Except that in my experience, there are subtly different rules for
different flavours of CSV. Then you've got the issue of escaping
newlines etc.
It is just the same as not knowing which XML format you are using.

No, it's not. XML has a standard. Where's the official definition for
CSV?
XML can represent the same data in many/unlimited? different ways. If code
is written correctly, the amount of code aware of the data source is
minimal.

I believe you're confusing synactic format with semantic format. Yes,
you need to understand the semantics - but the syntax is well defined.
You can validate an XML document on its own (or with its DTD) with no
effort. That's not true of CSV - you have to know whether or not to
ignore the first line, how various things are being escaped etc.
Unless you are working with an extremely deleveloper-
unfriendly format, I say it is just as easy to pull data out no matter
what. The only benefit to XML is that someone already did most of the
parsing work for you, via XPath for example. However, writing a custom
parser can be as simple as a regex expression, so why force your input
into XML when SSV or CSV is readily available?

As I keep saying, it depends on *exactly* which flavour of CSV you're
using. Or perhaps it's actually fixed record. Or some horrible mixture
of the two. Maybe there's a header line or maybe there isn't. You have
to change the code to cope.

An XML parser doesn't try to understand the data, but it *will*
validate the syntax and let you get at the data at a higher level, for
free.
They don't "have" to be fixed-length records. There just needs to be
an agreement that there is one record per line. The additional benefit
is that you aren't forced to send a 20MB file if all your user wants
are the child records, which is a common scenario.

So if you know that the record you want is on line 300,354 how do you
get to that quickly, if the lines aren't all the same number of bytes?
You have to read every line in until you get there.

Now, XML doesn't try to solve that - but databases do. If you want a
database, use a database IMO.
I'm not arguing with you. I am just pointing out that it is a matter
of the environment, and so far what you are said doesn't intice me to
rely on XML. I still don't see how XML can benefit me *here*.

If you've got a format which already exists and you've already got
code for, there's probably not a lot of point in changing. But you do
seem overly resistant to XML just because it doesn't help in one
particular already-solved situation.
In my environment, we work primarily with CSV and SSV. Relationships
are typically formed on the database or are fixed. Again, XML repeats
the data definition every time. I would call this the biggest waste
generator when using XML. It's just not that practical in my
environment.

If everything you've got already uses CSV, then moving to a different
format is likely to be a pain. That's not the fault of XML at all
though.

Repeating the data definition is a mixed blessing - added space
(although as others have said, it compresses really well) but easier
validation.
You make it sound like your parser "knows" what to do with what it
extracts.

No, I don't.

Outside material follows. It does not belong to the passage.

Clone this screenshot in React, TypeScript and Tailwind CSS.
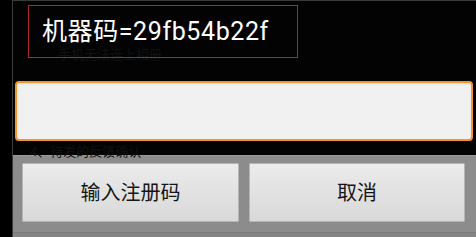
import React from "react";

export default function App() {
  const font = { fontFamily: 'Roboto, "Noto Sans CJK SC", sans-serif' };
  return (
    <div className="w-[476px] h-[237px] bg-black flex overflow-hidden" style={font}>
      <div className="w-[12px] h-full bg-black" />
      <div className="w-[1px] h-full bg-[#3c3c3c]" />
      <div className="flex-1 flex flex-col">
        <div className="h-[1px] bg-[#3a3a3a]" />
        <div className="h-[154px] bg-[#030303] flex flex-col relative">
          <div className="absolute left-[45px] top-[47px] text-[13px] text-[#111111] leading-none">手机无法连上相册</div>
          <div className="absolute left-[17px] top-[144px] text-[13px] text-[#101010] leading-none">4、待发的反馈确认</div>
          <div className="relative ml-[15px] mt-[4px] w-[270px] h-[53px] border border-[#b0262a] flex items-center pl-[13px]">
            <span className="text-white text-[25px] leading-none tracking-[0.6px]">机器码=29fb54b22f</span>
          </div>
          <div className="relative ml-[2px] mt-[23px] w-[458px] h-[60px] rounded-[4px] border-[2px] border-[#f3952c] bg-[#f1f1f1] shadow-[inset_0_1px_2px_rgba(0,0,0,0.08)]" />
        </div>
        <div className="flex-1 bg-[#8c8c8c] border-t border-[#9a9a9a] flex flex-col">
          <div className="flex gap-[10px] pl-[9px] pt-[7px]">
            <button className="w-[217px] h-[59px] bg-gradient-to-b from-[#ebebeb] to-[#d9d9d9] border border-[#b5b5b5] rounded-[1px] text-[20px] text-[#151515] flex items-center justify-center">
              输入注册码
            </button>
            <button className="w-[216px] h-[59px] bg-gradient-to-b from-[#ebebeb] to-[#d9d9d9] border border-[#b5b5b5] rounded-[1px] text-[20px] text-[#151515] flex items-center justify-center">
              取消
            </button>
          </div>
          <div className="mt-auto h-[5px] border-t border-[#7a7a7a] bg-[#858585]" />
        </div>
      </div>
    </div>
  );
}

I make it sound like the parser knows how to do the
*parsing* part, so you don't need to worry about the escaping level.
That's all it *should* do. That's the syntactic part, not the semantic
part.
What does it extract, where does it go? How does it
magically make your code know what to do? At some point you the
developer must know what the data *means*. You need to know where to
find the data. You need to know where to put it. That requires knowing
the syntax *and* the symantics. Unless you have found a way to
overcome this need for developer intervention? Did ya? 'Cause that
would be something I would like to have in my possession!

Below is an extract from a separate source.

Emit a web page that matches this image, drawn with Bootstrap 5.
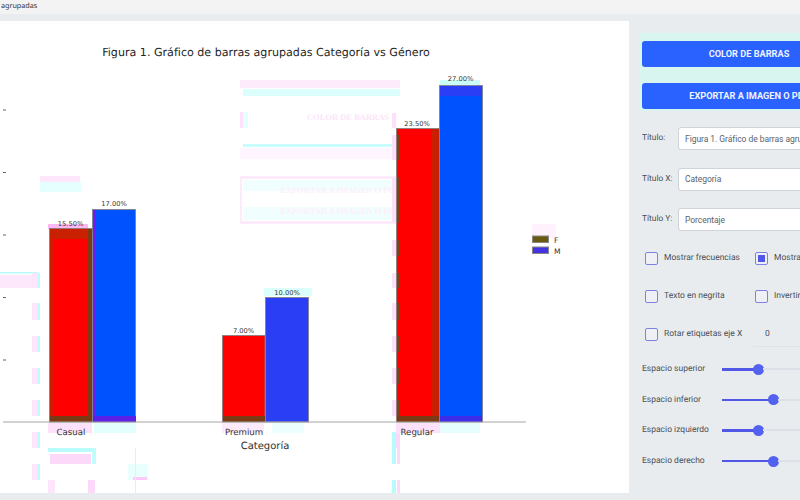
<!DOCTYPE html>
<html lang="es">
<head>
<meta charset="utf-8">
<title>Gráfico de barras agrupadas</title>
<link href="https://cdn.jsdelivr.net/npm/bootstrap@5.3.0/dist/css/bootstrap.min.css" rel="stylesheet">
<style>
html,body{height:100%;overflow:hidden}
body{width:800px;height:500px;background:#e9ecef;font-family:Roboto,sans-serif;color:#495057;text-rendering:geometricPrecision}
.winbar{height:14px;background:#f3f3f3;font-size:7.2px;line-height:13px;padding-left:1px;color:#333;font-family:"Noto Sans",sans-serif}
.workarea{height:486px;padding-top:7px}
.plotpanel{width:629px;height:472px;background:#fff;flex:none}
.plotpanel svg{display:block}
.sidepanel{width:240px;flex:none;padding-left:13px;padding-top:12px}
.bigbtn{height:26px;width:214px;padding:0;background:#2962ff;border:0;border-radius:3px;font-size:9.2px;font-weight:700;color:#eef3ff;white-space:nowrap}
.bigbtn:hover{background:#2962ff}
.btnstack{gap:16px;margin:0 0 16px -2px;padding:8px 0 2px 2px;background:#d8f5f0}
.fieldrow{height:23px;margin-bottom:17.5px;align-items:center}
.fieldname{width:36px;font-size:8.4px;flex:none;color:#495057}
.fieldrow .form-control{width:180px;height:23px;min-height:0;padding:0 6px;font-size:8.5px;letter-spacing:-.05px;color:#5c636a;border:1px solid #ced4da;border-radius:3px;flex:none}
.checkgrid{margin-top:20px;padding-left:3px}
.checkrow{height:14px;margin-bottom:24px;align-items:center;font-size:8.5px}
.checkcell{width:110px;flex:none;align-items:center;gap:6px;white-space:nowrap}
.boxmark{width:13px;height:13px;border:1.2px solid #7d82de;border-radius:2px;background:#eef0f6;flex:none;display:flex;align-items:center;justify-content:center}
.boxmark i{display:block;width:7px;height:7px;background:#5158e8}
.rotval{width:110px;border-bottom:1px solid #dfe3e7;height:25px;line-height:25px;padding-left:12px;margin-left:-1px;flex:none}
.rotcell{width:109px}
.sliderrow{height:30.6px;align-items:center;font-size:8.5px}
.slidername{width:80px;flex:none}
.slidefill{height:2.5px;background:#5158e8;flex:none}
.slideknob{width:11px;height:11px;border-radius:50%;background:#5261f0;flex:none;margin:0 -1px}
.slidetail{height:2px;width:60px;background:#dde0e6;flex:none}
.sliderstack{margin-top:-11px}
</style>
</head>
<body>
<div class="winbar">agrupadas</div>
<div class="workarea d-flex">
  <div class="plotpanel">
    <svg width="629" height="472" viewBox="0 21 629 472" font-family="'DejaVu Sans',sans-serif" fill="#262626">
      <defs>
        <g id="dashpink"><rect y="273" width="6" height="15"/><rect y="303" width="6" height="17"/><rect y="336" width="6" height="16"/><rect y="368" width="6" height="16"/><rect y="400" width="6" height="16"/></g>
        <g id="dashlow"><rect y="432" width="6" height="16"/><rect y="464" width="6" height="16"/></g>
      </defs>
      <g>
        <rect x="240" y="80" width="160" height="8" fill="#fdeafb"/>
        <rect x="243" y="89" width="157" height="7" fill="#dcfffd"/>
        <rect x="240" y="112" width="3" height="16" fill="#fde2fa"/>
        <rect x="243" y="112" width="5" height="16" fill="#e6fffe"/>
        <rect x="243" y="144" width="149" height="3" fill="#c9fdfb"/>
        <rect x="240" y="148" width="152" height="11" fill="#fef5fe"/>
        <rect x="240" y="176" width="156" height="48" fill="#fdeafb"/>
        <rect x="242" y="179" width="152" height="42" fill="#fff"/>
        <rect x="243" y="180" width="150" height="11" fill="#f0fffe"/>
        <rect x="243" y="207" width="150" height="13" fill="#f0fffe"/>
        <text x="348" y="120" font-family="'Liberation Serif',serif" font-size="8.500" font-weight="700" fill="#fde4fa" text-anchor="middle">COLOR DE BARRAS</text>
        <text x="340" y="193" font-family="'Liberation Serif',serif" font-size="8.500" font-weight="700" fill="#feeefc" text-anchor="middle">EXPORTAR A IMAGEN O PDF</text>
        <text x="340" y="214" font-family="'Liberation Serif',serif" font-size="8.500" font-weight="700" fill="#feeefc" text-anchor="middle">EXPORTAR A IMAGEN O PDF</text>
        <rect x="40" y="176" width="40" height="6" fill="#fde8fb"/>
        <rect x="40" y="182" width="41" height="10" fill="#e4fffe"/>
        <rect x="0" y="272" width="38" height="1.500" fill="#b8fbfa"/>
        <rect x="0" y="275" width="32" height="13" fill="#fde8fb"/>
        <g fill="#fde6fb" transform="translate(32 0)"><use href="#dashpink"/><use href="#dashlow"/></g>
        <g fill="#b8fbfa" transform="translate(38 0) scale(.3 1)"><use href="#dashpink"/><use href="#dashlow"/></g>
        <rect x="48" y="448" width="44" height="4" fill="#b8fbfa"/>
        <rect x="50" y="454" width="41" height="10" fill="#fdd9f9"/>
        <rect x="92" y="448" width="4" height="16" fill="#c2fbfa"/>
        <rect x="48" y="480" width="7" height="13" fill="#fde6fb"/>
        <rect x="88" y="480" width="7" height="13" fill="#fdd9f9"/>
        <rect x="128" y="464" width="20" height="16" fill="#e8fffe"/>
        <rect x="133" y="477" width="14" height="3" fill="#fdc9f6"/>
        <rect x="135" y="448" width="1" height="45" fill="#fde0fa"/>
        <g fill="#fde0fa" transform="translate(392 0) scale(.7 1)"><use href="#dashpink"/><rect y="113" width="6" height="15"/><rect y="135" width="6" height="25"/><rect y="177" width="6" height="46"/><rect y="240" width="6" height="16"/></g>
        <rect x="392" y="432" width="4" height="16" fill="#b8fbfa"/><rect x="396" y="432" width="4" height="16" fill="#fdd9f9"/>
        <rect x="392" y="448" width="4" height="16" fill="#b8fbfa"/><rect x="397" y="448" width="3" height="16" fill="#fdd9f9"/>
        <rect x="392" y="480" width="4" height="13" fill="#b8fbfa"/><rect x="397" y="480" width="3" height="13" fill="#fdd9f9"/>
        <rect x="532" y="224" width="24" height="14" fill="#fff2fd"/>
        <rect x="48" y="423" width="44" height="10" fill="#fde0fa"/>
        <rect x="94" y="423" width="42" height="10" fill="#e2fffe"/>
        <rect x="222" y="423" width="42" height="10" fill="#fdeafb"/>
        <rect x="272" y="423" width="32" height="10" fill="#ecfffe"/>
        <rect x="396" y="423" width="44" height="10" fill="#fde0fa"/>
        <rect x="440" y="423" width="40" height="10" fill="#e6fffe"/>
        <rect x="264" y="288" width="48" height="8" fill="#dcfffb"/>
        <rect x="440" y="80" width="40" height="5" fill="#ccfdf9"/>
        <rect x="48" y="224" width="40" height="5" fill="#fdb9f3"/>
      </g>
      <g stroke="#808080" stroke-width=".8">
        <rect x="49.500" y="228.500" width="42.500" height="193.500" fill="#ff0000"/>
        <rect x="92.500" y="209.500" width="43" height="212.500" fill="#0052ff"/>
        <rect x="222.500" y="335.500" width="42.500" height="86.500" fill="#ff0000"/>
        <rect x="265.500" y="297.500" width="43" height="124.500" fill="#2a3ff5"/>
        <rect x="396.500" y="128.500" width="42.500" height="293.500" fill="#ff0000"/>
        <rect x="439.500" y="85.500" width="43" height="336.500" fill="#0052ff"/>
      </g>
      <g>
        <rect x="50" y="229" width="41" height="10" fill="#c82000"/><rect x="50" y="239" width="4" height="177" fill="#d21a00"/><rect x="88" y="229" width="4" height="193" fill="#7a3a14"/><rect x="50" y="416" width="42" height="6" fill="#7a3a14"/>
        <rect x="223" y="416" width="42" height="6" fill="#7a3a14"/>
        <g fill="#76441a" transform="translate(397 0) scale(.5 1)"><use href="#dashpink"/><rect y="135" width="6" height="25"/><rect y="177" width="6" height="46"/><rect y="240" width="6" height="16"/></g>
        <rect x="432" y="129" width="7" height="293" fill="#c82000"/><rect x="397" y="416" width="42" height="6" fill="#7a3a14"/>
        <rect x="93" y="210" width="3" height="212" fill="#7318f0"/><rect x="93" y="416" width="43" height="6" fill="#5a20e6"/>
        <rect x="440" y="86" width="42" height="10" fill="#2a3ff5"/><rect x="440" y="416" width="42" height="6" fill="#3d2ce8"/>
      </g>
      <line x1="3" y1="422" x2="526" y2="422" stroke="#a6a6a6" stroke-width="1.200"/>
      <g stroke="#666" stroke-width="1"><line x1="3" y1="110" x2="6" y2="110"/><line x1="3" y1="172.500" x2="6" y2="172.500"/><line x1="3" y1="235" x2="6" y2="235"/><line x1="3" y1="297.500" x2="6" y2="297.500"/><line x1="3" y1="360" x2="6" y2="360"/></g>
      <text x="266" y="55.500" font-size="11.100" text-anchor="middle">Figura 1. Gráfico de barras agrupadas Categoría vs Género</text>
      <g font-size="6.700" text-anchor="middle" fill="#333">
        <text x="70.500" y="226">15.50%</text><text x="114" y="206">17.00%</text>
        <text x="243.500" y="332.500">7.00%</text><text x="287" y="294.500">10.00%</text>
        <text x="417" y="125.500">23.50%</text><text x="460.500" y="80.500">27.00%</text>
      </g>
      <g font-size="8.600" text-anchor="middle" fill="#333">
        <text x="71" y="435">Casual</text><text x="244" y="435">Premium</text><text x="417" y="435">Regular</text>
      </g>
      <text x="265" y="449" font-size="10" text-anchor="middle" fill="#333">Categoría</text>
      <rect x="532.500" y="236" width="16" height="6.500" fill="#6a5a10" stroke="#888"/>
      <rect x="532.500" y="247" width="16" height="6.500" fill="#4433e0" stroke="#888"/>
      <text x="554" y="242.500" font-size="7.600" fill="#333">F</text>
      <text x="554" y="253.500" font-size="7.600" fill="#333">M</text>
    </svg>
  </div>
  <div class="sidepanel">
    <div class="d-flex flex-column btnstack">
      <button type="button" class="btn btn-primary bigbtn">COLOR DE BARRAS</button>
      <button type="button" class="btn btn-primary bigbtn">EXPORTAR A IMAGEN O PDF</button>
    </div>
    <div class="d-flex fieldrow"><span class="fieldname">Título:</span><input class="form-control" value="Figura 1. Gráfico de barras agrupadas Categoría vs Género"></div>
    <div class="d-flex fieldrow"><span class="fieldname">Título X:</span><input class="form-control" value="Categoría"></div>
    <div class="d-flex fieldrow"><span class="fieldname">Título Y:</span><input class="form-control" value="Porcentaje"></div>
    <div class="checkgrid">
      <div class="d-flex checkrow">
        <div class="d-flex checkcell"><span class="boxmark"></span><span>Mostrar frecuencias</span></div>
        <div class="d-flex checkcell"><span class="boxmark"><i></i></span><span>Mostrar porcentajes</span></div>
      </div>
      <div class="d-flex checkrow">
        <div class="d-flex checkcell"><span class="boxmark"></span><span>Texto en negrita</span></div>
        <div class="d-flex checkcell"><span class="boxmark"></span><span>Invertir gráfico</span></div>
      </div>
      <div class="d-flex checkrow">
        <div class="d-flex checkcell rotcell"><span class="boxmark"></span><span>Rotar etiquetas eje X</span></div>
        <div class="rotval">0</div>
      </div>
    </div>
    <div class="sliderstack">
      <div class="d-flex sliderrow"><span class="slidername">Espacio superior</span><span class="slidefill" style="width:32px"></span><span class="slideknob"></span><span class="slidetail"></span></div>
      <div class="d-flex sliderrow"><span class="slidername">Espacio inferior</span><span class="slidefill" style="width:47px"></span><span class="slideknob"></span><span class="slidetail"></span></div>
      <div class="d-flex sliderrow"><span class="slidername">Espacio izquierdo</span><span class="slidefill" style="width:32px"></span><span class="slideknob"></span><span class="slidetail"></span></div>
      <div class="d-flex sliderrow"><span class="slidername">Espacio derecho</span><span class="slidefill" style="width:47px"></span><span class="slideknob"></span><span class="slidetail"></span></div>
    </div>
  </div>
</div>
<script src="https://cdn.jsdelivr.net/npm/bootstrap@5.3.0/dist/js/bootstrap.bundle.min.js"></script>
</body>
</html>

The developer doesn't need to know enough to write an XML parser -
they just need to know how to deal with the higher level
representation (the DOM or whatever API you're using to read it in).
They don't need to know how to unescape character entities etc - that
will be done for you by the XML parser. There's a clear distinction
between understanding the syntactic format and understanding what the
data's meant to mean.
But if you think about it, all of these applications of XML are due to
someone deciding to jump on the XML train. They didn't have to use
XML. What about the "in-between". Anyone can send a format over a
network. Does XML provide a benefit that couldn't have been achieved
otherwise?

It means I don't need to write something to do all the escaping, and
the other party doesn't need to write a parser - because they're
already there. The standard is agreed by everyone.
or do these applications use XML because it makes their
code seem more up-to-date? or do they use XML because of the pre-built
tools available?

Well, if you include parsers built into things like Java and .NET
framework libraries as "tools" then yes - and that's a very good
reason!
I would venture that someone could create a CSV
standard document format and the tools to work with it that could
rival any XML-based platform.

Only for two dimensional data though - less flexible. You'd then also
need something equivalent to xsd/dtd for extra validation - to
describe that a particular column could only contain numbers, for
example.

By the time you'd added all of that kind of thing - and the ability to
embed one document within another, etc, I think you'd find all the
attractive simplicity of CSV had disappeared.
Create the tools and you will have
people who use your format. Especially if you can convince them that
it is "the way" to do data tranfer.

Right, you go ahead. You tell everyone to drop XML and adopt your tool
chain instead. You make it an international standard, and make it
available for just about every development platform in existence. Let
us know how you get on :)
When was the last time you had to create your own XML format and use
it in your own code? Are we just working with tools that make our
lives easier, and it is just coincidental that they used XML? I can't
say. I feel as though there is some reason for all the hype. I just
wish I knew how to utilize it.

Yes, we're working with tools to make life easier. XML happens to be a
data format which meets all my needs most of the time (which CSV
wouldn't, by the way - simply because it only deals with two
dimensional data, when I often want hierarchies in a single document)
and which is well supported by tools. That makes it very useful, IMO!
Not perfect for every occasion, of course, but still not something to
be dismissed as just hype.

Jon
 
C

christery

Stop this, I got an Idéa... data is binary... and its complete..
0100101000100100010100101011000101010100101010101001010001010100101001001010111010010
Invented a long time ago... (dont know what I wrote in the binary
string) but guess what?

Morse code... wait... thats just what we are doing... trying to get
information insted of data across... to make the data/information as
clear as possible...

data->information if the sender and the receiver has the same
understanding of what it means.

but in XML its the data tagged that does not appear, still the rest
of data will be read. if u code it that way, or extra data will be
ignored - solve that in csv if U can, put in a value as number 2 in a
row of 20 and let it parse it correctly...

//CY
 
S

Scott Roberts

Indeed you are right. The standard method for handling embedding
Except that in my experience, there are subtly different rules for
different flavours of CSV. Then you've got the issue of escaping
newlines etc.

Indeed. Sometimes you wrap all strings in quotes, sometimes you only wrap
strings in quotes if they contain a comma. Our CSV output routines have a
bajillion configuration options to accommodate all of the different systems
we output to in this "standard" CSV format.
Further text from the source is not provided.